By TwoPi, January 12, 2009 @ 4:45 pm
“at 50 feet it would turn out to be 16 feet, 8 inches long”
Puts a whole new spin on the phrase “I wouldn’t touch that with a ten-foot pole”….
Eggs and Plan B? Who knew that VG was so well-prepared for all contingencies?
By john, January 12, 2009 @ 4:51 pm
Maybe she was a girl scout?
By jomosexual, January 12, 2009 @ 4:53 pm
I love the disclaimer at the bottom that says, this just goes to show I have no idea what a vagina looks like, nor what their powers are! hahaha.
By Steven, January 12, 2009 @ 6:19 pm
Brilliant! I didn’t quite think that the “Daddy spoils Mommy” line was best line in the comic, rather “I do too” referring to the Plan B pill. Actually the Plan B pill isn’t the abortion pill and i know this from the commercial about the pill. lol
By Chris, January 12, 2009 @ 8:14 pm
Mark: Happy birthday.
Enrico: Welcome back.
By Ray, January 12, 2009 @ 9:37 pm
Absorbed Twin nightmares on the horizon!! *shudders* Poor Sue and her nervous system…
Quite fabulous, Craig!
By Michelle M., January 12, 2009 @ 9:52 pm
Craig + MS paint = awesome
Daddy spoils mommy. Love, love, love it.
Cecilia lyrics (I’m down on my knees…)
VG’s ovulation shimmy!
Every time I see a “POW!” or “WHAM!” in the comics, I’m going to think, “ABORTION!”
Mark: Happy birthday to you,
Happy birthday to yoooouuu,
You look like a monkey (as far as I know),
And you dance like one too!
By Michelle M., January 12, 2009 @ 9:52 pm
And many moooooore…
By The Infamous Dr. Para, January 12, 2009 @ 10:58 pm
So good!
Btw, Dr. Para is ur next perfect arch nem imo.

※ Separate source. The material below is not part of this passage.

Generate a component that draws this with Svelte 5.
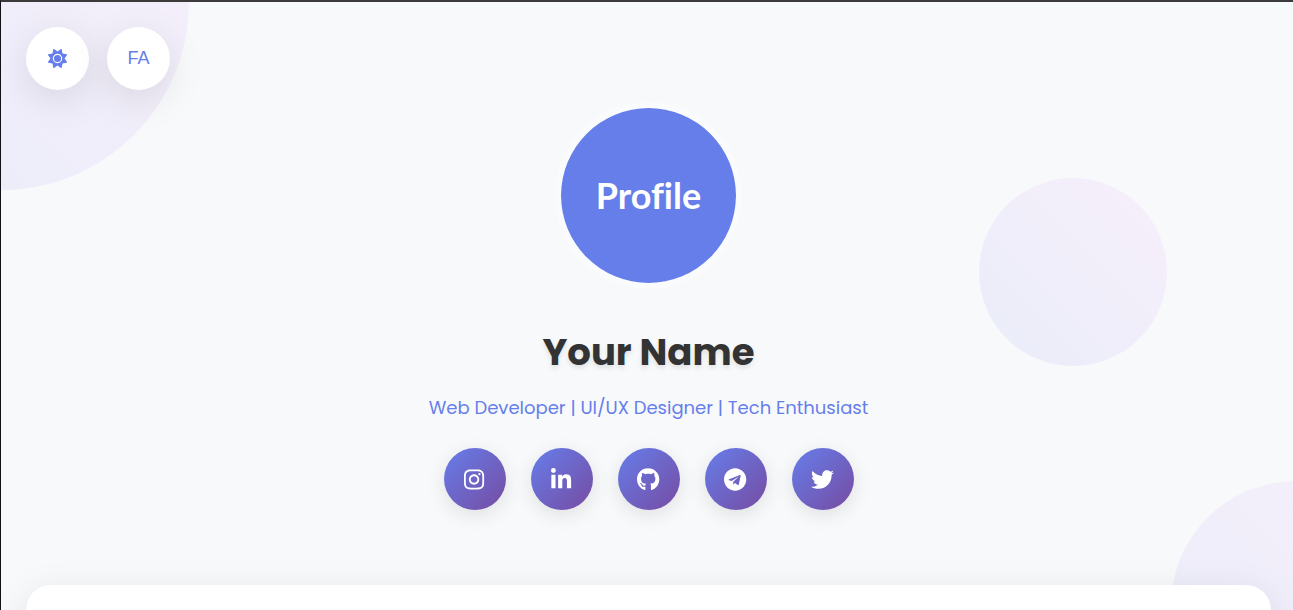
<script lang="ts">
  type Social = { name: string; viewBox: string; path: string };

  // UI state
  let lang = $state('en');
  let dark = $state(false);

  const sun =
    'M361.5 1.2c5 2.1 8.6 6.6 9.6 11.9L391 121l107.9 19.8c5.3 1 9.8 4.6 11.9 9.6s1.5 10.7-1.6 15.2L446.9 256l62.3 90.3c3.1 4.5 3.7 10.2 1.6 15.2s-6.6 8.6-11.9 9.6L391 391 371.1 498.9c-1 5.3-4.6 9.8-9.6 11.9s-10.7 1.5-15.2-1.6L256 446.9l-90.3 62.3c-4.5 3.1-10.2 3.7-15.2 1.6s-8.6-6.6-9.6-11.9L121 391 13.1 371.1c-5.3-1-9.8-4.6-11.9-9.6s-1.5-10.7 1.6-15.2L65.1 256 2.8 165.7c-3.1-4.5-3.7-10.2-1.6-15.2s6.6-8.6 11.9-9.6L121 121 140.9 13.1c1-5.3 4.6-9.8 9.6-11.9s10.7-1.5 15.2 1.6L256 65.1 346.3 2.8c4.5-3.1 10.2-3.7 15.2-1.6zM160 256a96 96 0 1 1 192 0 96 96 0 1 1 -192 0zm224 0a128 128 0 1 0 -256 0 128 128 0 1 0 256 0z';

  const socials: Social[] = [
    {
      name: 'Instagram',
      viewBox: '0 0 448 512',
      path: 'M224.1 141c-63.6 0-114.9 51.3-114.9 114.9s51.3 114.9 114.9 114.9S339 319.5 339 255.9 287.7 141 224.1 141zm0 189.6c-41.1 0-74.7-33.5-74.7-74.7s33.5-74.7 74.7-74.7 74.7 33.5 74.7 74.7-33.6 74.7-74.7 74.7zm146.4-194.3c0 14.9-12 26.8-26.8 26.8-14.9 0-26.8-12-26.8-26.8s12-26.8 26.8-26.8 26.8 12 26.8 26.8zm76.1 27.2c-1.7-35.9-9.9-67.7-36.2-93.9-26.2-26.2-58-34.4-93.9-36.2-37-2.1-147.9-2.1-184.9 0-35.8 1.7-67.6 9.9-93.9 36.1s-34.4 58-36.2 93.9c-2.1 37-2.1 147.9 0 184.9 1.7 35.9 9.9 67.7 36.2 93.9s58 34.4 93.9 36.2c37 2.1 147.9 2.1 184.9 0 35.9-1.7 67.7-9.9 93.9-36.2 26.2-26.2 34.4-58 36.2-93.9 2.1-37 2.1-147.8 0-184.8zM398.8 388c-7.8 19.6-22.9 34.7-42.6 42.6-29.5 11.7-99.5 9-132.1 9s-102.7 2.6-132.1-9c-19.6-7.8-34.7-22.9-42.6-42.6-11.7-29.5-9-99.5-9-132.1s-2.6-102.7 9-132.1c7.8-19.6 22.9-34.7 42.6-42.6 29.5-11.7 99.5-9 132.1-9s102.7-2.6 132.1 9c19.6 7.8 34.7 22.9 42.6 42.6 11.7 29.5 9 99.5 9 132.1s2.7 102.7-9 132.1z'
    },
    {
      name: 'LinkedIn',
      viewBox: '0 0 448 512',
      path: 'M100.28 448H7.4V148.9h92.88zM53.79 108.1C24.09 108.1 0 83.5 0 53.8a53.79 53.79 0 0 1 107.58 0c0 29.7-24.1 54.3-53.79 54.3zM447.9 448h-92.68V302.4c0-34.7-.7-79.2-48.29-79.2-48.29 0-55.69 37.7-55.69 76.7V448h-92.78V148.9h89.08v40.8h1.3c12.4-23.5 42.69-48.3 87.88-48.3 94 0 111.28 61.9 111.28 142.3V448z'
    },
    {
      name: 'GitHub',
      viewBox: '0 0 496 512',
      path: 'M165.9 397.4c0 2-2.3 3.6-5.2 3.6-3.3.3-5.6-1.3-5.6-3.6 0-2 2.3-3.6 5.2-3.6 3-.3 5.6 1.3 5.6 3.6zm-31.1-4.5c-.7 2 1.3 4.3 4.3 4.9 2.6 1 5.6 0 6.2-2s-1.3-4.3-4.3-5.2c-2.6-.7-5.5.3-6.2 2.3zm44.2-1.7c-2.9.7-4.9 2.6-4.6 4.9.3 2 2.9 3.3 5.9 2.6 2.9-.7 4.9-2.6 4.6-4.6-.3-1.9-3-3.2-5.9-2.9zM244.8 8C106.1 8 0 113.3 0 252c0 110.9 69.8 205.8 169.5 239.2 12.8 2.3 17.3-5.6 17.3-12.1 0-6.2-.3-40.4-.3-61.4 0 0-70 15-84.7-29.8 0 0-11.4-29.1-27.8-36.6 0 0-22.9-15.7 1.6-15.4 0 0 24.9 2 38.6 25.8 21.9 38.6 58.6 27.5 72.9 20.9 2.3-16 8.8-27.1 16-33.7-55.9-6.2-112.3-14.3-112.3-110.5 0-27.5 7.6-41.3 23.6-58.9-2.6-6.5-11.1-33.3 2.6-67.9 20.9-6.5 69 27 69 27 20-5.6 41.5-8.5 62.8-8.5s42.8 2.9 62.8 8.5c0 0 48.1-33.6 69-27 13.7 34.7 5.2 61.4 2.6 67.9 16 17.7 25.8 31.5 25.8 58.9 0 96.5-58.9 104.2-114.8 110.5 9.2 7.9 17 22.9 17 46.4 0 33.7-.3 75.4-.3 83.6 0 6.5 4.6 14.4 17.3 12.1C428.2 457.8 496 362.9 496 252 496 113.3 383.5 8 244.8 8z'
    },
    {
      name: 'Telegram',
      viewBox: '0 0 496 512',
      path: 'M248 8C111 8 0 119 0 256s111 248 248 248 248-111 248-248S385 8 248 8zm121.8 169.9l-40.7 191.8c-3 13.6-11.1 16.9-22.4 10.5l-62-45.7-29.9 28.8c-3.3 3.3-6.1 6.1-12.5 6.1l4.4-63.1 114.9-103.8c5-4.4-1.1-6.9-7.7-2.5l-142 89.4-61.2-19.1c-13.3-4.2-13.6-13.3 2.8-19.7l239.1-92.2c11.1-4 20.8 2.7 17.2 19.5z'
    },
    {
      name: 'Twitter',
      viewBox: '0 0 512 512',
      path: 'M459.37 151.716c.325 4.548.325 9.097.325 13.645 0 138.72-105.583 298.558-298.558 298.558-59.452 0-114.68-17.219-161.137-47.106 8.447.974 16.568 1.299 25.34 1.299 49.055 0 94.213-16.568 130.274-44.832-46.132-.975-84.792-31.188-98.112-72.772 6.498.974 12.995 1.624 19.818 1.624 9.421 0 18.843-1.3 27.614-3.573-48.081-9.747-84.143-51.98-84.143-102.985v-1.299c13.969 7.797 30.214 12.67 47.431 13.319-28.264-18.843-46.781-51.005-46.781-87.391 0-19.492 5.197-37.36 14.294-52.954 51.655 63.675 129.3 105.258 216.365 109.807-1.624-7.797-2.599-15.918-2.599-24.04 0-57.828 46.782-104.934 104.934-104.934 30.213 0 57.502 12.67 76.67 33.137 23.715-4.548 46.456-13.32 66.599-25.34-7.798 24.366-24.366 44.833-46.132 57.827 21.117-2.273 41.584-8.122 60.426-16.243-14.292 20.791-32.161 39.308-52.628 54.253z'
    }
  ];
</script>

<div class="page" class:dark>
  <!-- background shapes -->
  <div class="shape shape-1"></div>
  <div class="shape shape-2"></div>
  <div class="shape shape-3"></div>

  <div class="controls">
    <button class="control" aria-label="Toggle theme" onclick={() => (dark = !dark)}>
      <svg viewBox="0 0 512 512" aria-hidden="true"><path d={sun} /></svg>
    </button>
    <button class="control" onclick={() => (lang = lang === 'en' ? 'fa' : 'en')}>
      {lang === 'en' ? 'FA' : 'EN'}
    </button>
  </div>

  <header>
    <div class="avatar">Profile</div>
    <h1>Your Name</h1>
    <p class="tagline">Web Developer | UI/UX Designer | Tech Enthusiast</p>
    <nav class="socials">
      {#each socials as social}
        <a href="#{social.name.toLowerCase()}" aria-label={social.name}>
          <svg viewBox={social.viewBox} aria-hidden="true"><path d={social.path} /></svg>
        </a>
      {/each}
    </nav>
  </header>

  <main class="card"></main>
</div>

<style>
  :global(body) {
    margin: 0;
  }

  .page {
    position: relative;
    z-index: 0;
    display: flex;
    flex-direction: column;
    box-sizing: border-box;
    min-height: 100vh;
    padding: 25px 22px 0 25px;
    border-top: 2px solid #3c3a3b;
    border-left: 1px solid #131116;
    background: #f8f9fb;
    color: #333;
    font-family: Poppins, Inter, sans-serif;
    overflow: hidden;
  }

  .page.dark {
    background: #1a1a2e;
    color: #fff;
  }

  .shape {
    position: absolute;
    z-index: -1;
    border-radius: 50%;
    background: linear-gradient(45deg, #667eea, #f093fb);
    opacity: 0.1;
  }

  .shape-1 {
    top: -188px;
    left: -188px;
    width: 376px;
    height: 376px;
  }

  .shape-2 {
    top: 176px;
    right: 126px;
    width: 188px;
    height: 188px;
  }

  .shape-3 {
    right: -128px;
    bottom: -121px;
    width: 250px;
    height: 250px;
  }

  .controls {
    display: flex;
    gap: 18px;
  }

  .control {
    display: flex;
    align-items: center;
    justify-content: center;
    width: 63px;
    height: 63px;
    padding: 0;
    border: none;
    border-radius: 50%;
    background: #fff;
    color: #667eea;
    font-family: "Liberation Sans", Arial, sans-serif;
    font-size: 18px;
    box-shadow: 0 10px 38px rgba(0, 0, 0, 0.1);
    cursor: pointer;
  }

  .control svg {
    height: 19px;
    fill: currentColor;
  }

  header {
    display: flex;
    flex-direction: column;
    align-items: center;
    padding: 12px 0 75px;
    text-align: center;
  }

  .avatar {
    width: 175px;
    height: 175px;
    border: 6px solid rgba(255, 255, 255, 0.3);
    border-radius: 50%;
    background: #667eea;
    background-clip: padding-box;
    color: #fff;
    font-family: Lato, sans-serif;
    font-size: 36px;
    font-variant-ligatures: none;
    font-weight: 700;
    line-height: 174px;
  }

  h1 {
    margin: 31px 0 10px;
    font-size: 37px;
    font-weight: 700;
    line-height: 64px;
    text-shadow: 0 3px 5px rgba(0, 0, 0, 0.1);
  }

  .tagline {
    margin: 0 0 26px;
    color: #667eea;
    font-size: 18px;
    line-height: 28px;
  }

  .socials {
    display: flex;
    gap: 25px;
  }

  .socials a {
    display: flex;
    align-items: center;
    justify-content: center;
    width: 62px;
    height: 62px;
    border-radius: 50%;
    background: linear-gradient(135deg, #667eea, #764ba2);
    color: #fff;
    box-shadow: 0 5px 19px rgba(0, 0, 0, 0.1);
  }

  .socials svg {
    height: 23px;
    fill: currentColor;
  }

  /* runs on below the fold */
  .card {
    flex: 1 0 auto;
    min-height: 225px;
    margin-bottom: -200px;
    border-radius: 25px;
    background: #fff;
    box-shadow: 0 10px 38px rgba(0, 0, 0, 0.1);
  }
</style>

By BOSSY, January 13, 2009 @ 8:06 pm
This was amazing… fabulous conclusion and all… but meanwhile, all Bossy can think about is the large framed print of Sperm she would like for her dining room.
Great art!
By Mark, January 14, 2009 @ 10:22 am
Michelle M.: My niece called me at 12:01 am on my Birthday and sang the exact same song to me. Thanks! Luv Ya!
By Ryan, January 26, 2009 @ 10:30 am
That was hilarious. I was hoping that SuperViagra would go to the brain and we’d get to see that 3rd leg hard. Is it weird to get a little turned on by cartoon porn?